→ Prompt: Transcribe every line exactly. Leave the pictures behind.
[start of Supplied material]
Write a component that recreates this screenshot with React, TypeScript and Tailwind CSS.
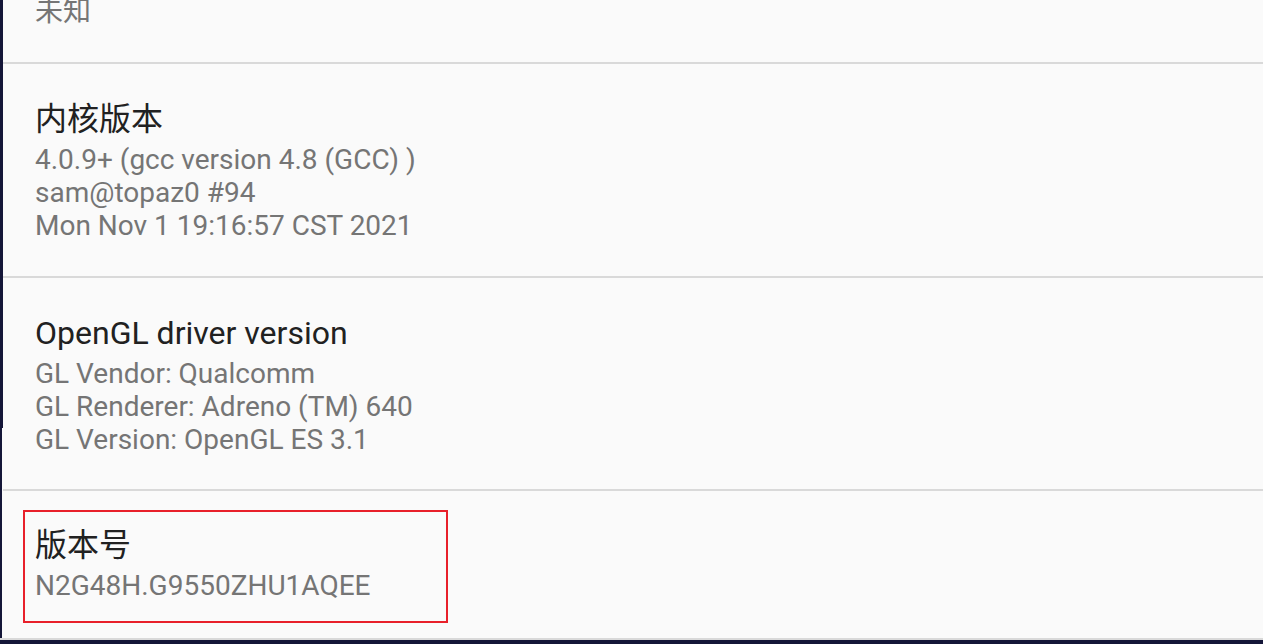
const font = { fontFamily: 'Roboto, "Noto Sans CJK SC", sans-serif' };

type Item = { title: string; lines: string[]; marked?: boolean };

const items: Item[] = [
  {
    title: '内核版本',
    lines: ['4.0.9+ (gcc version 4.8 (GCC) )', 'sam@topaz0 #94', 'Mon Nov 1 19:16:57 CST 2021'],
  },
  {
    title: 'OpenGL driver version',
    lines: ['GL Vendor: Qualcomm', 'GL Renderer: Adreno (TM) 640', 'GL Version: OpenGL ES 3.1'],
  },
  { title: '版本号', lines: ['N2G48H.G9550ZHU1AQEE'], marked: true },
];

function Row({ item }: { item: Item }) {
  const body = (
    <>
      <div className="text-[32px] leading-[48px] text-[#212121]">{item.title}</div>
      {item.lines.map((l) => (
        <div key={l} className="text-[28px] leading-[33px] text-[#757575]">
          {l}
        </div>
      ))}
    </>
  );

  if (item.marked) {
    // 红框标注
    return (
      <div className="border-t-2 border-[#d9d9d9] pt-[19px] pl-[20px]">
        <div className="w-[425px] h-[113px] border-2 border-[#e8202a] pl-[10px] pt-[9px]">{body}</div>
      </div>
    );
  }

  return <div className="border-t-2 border-[#d9d9d9] pl-[32px] pt-[31px] pb-[33.5px]">{body}</div>;
}

export default function App() {
  return (
    <div className="w-[1263px] h-[644px] flex flex-col overflow-hidden bg-[#fafafa]" style={font}>
      <div className="flex flex-1 min-h-0">
        {/* 左边深色边 */}
        <div className="flex flex-col shrink-0">
          <div className="w-[3px] h-[428px] bg-[#141638]" />
          <div className="w-[2px] flex-1 bg-[#141638]" />
        </div>
        <div className="flex-1 flex flex-col">
          <div className="h-[62px] pl-[32px] overflow-hidden">
            <div className="text-[28px] leading-[32px] text-[#757575] -mt-[4px]">未知</div>
          </div>
          {items.map((it) => (
            <Row key={it.title} item={it} />
          ))}
          <div className="flex-1" />
        </div>
      </div>
      <div className="h-[2px] bg-[#d9d9d9]" />
      <div className="h-[4px] bg-[#141638]" />
    </div>
  );
}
[end of Supplied material]
→ Task solution:
Write a component that recreates this screenshot with React, TypeScript and Tailwind CSS.
const font = { fontFamily: 'Roboto, "Noto Sans CJK SC", sans-serif' };

type Item = { title: string; lines: string[]; marked?: boolean };

const items: Item[] = [
  {
    title: '内核版本',
    lines: ['4.0.9+ (gcc version 4.8 (GCC) )', 'sam@topaz0 #94', 'Mon Nov 1 19:16:57 CST 2021'],
  },
  {
    title: 'OpenGL driver version',
    lines: ['GL Vendor: Qualcomm', 'GL Renderer: Adreno (TM) 640', 'GL Version: OpenGL ES 3.1'],
  },
  { title: '版本号', lines: ['N2G48H.G9550ZHU1AQEE'], marked: true },
];

function Row({ item }: { item: Item }) {
  const body = (
    <>
      <div className="text-[32px] leading-[48px] text-[#212121]">{item.title}</div>
      {item.lines.map((l) => (
        <div key={l} className="text-[28px] leading-[33px] text-[#757575]">
          {l}
        </div>
      ))}
    </>
  );

  if (item.marked) {
    // 红框标注
    return (
      <div className="border-t-2 border-[#d9d9d9] pt-[19px] pl-[20px]">
        <div className="w-[425px] h-[113px] border-2 border-[#e8202a] pl-[10px] pt-[9px]">{body}</div>
      </div>
    );
  }

  return <div className="border-t-2 border-[#d9d9d9] pl-[32px] pt-[31px] pb-[33.5px]">{body}</div>;
}

export default function App() {
  return (
    <div className="w-[1263px] h-[644px] flex flex-col overflow-hidden bg-[#fafafa]" style={font}>
      <div className="flex flex-1 min-h-0">
        {/* 左边深色边 */}
        <div className="flex flex-col shrink-0">
          <div className="w-[3px] h-[428px] bg-[#141638]" />
          <div className="w-[2px] flex-1 bg-[#141638]" />
        </div>
        <div className="flex-1 flex flex-col">
          <div className="h-[62px] pl-[32px] overflow-hidden">
            <div className="text-[28px] leading-[32px] text-[#757575] -mt-[4px]">未知</div>
          </div>
          {items.map((it) => (
            <Row key={it.title} item={it} />
          ))}
          <div className="flex-1" />
        </div>
      </div>
      <div className="h-[2px] bg-[#d9d9d9]" />
      <div className="h-[4px] bg-[#141638]" />
    </div>
  );
}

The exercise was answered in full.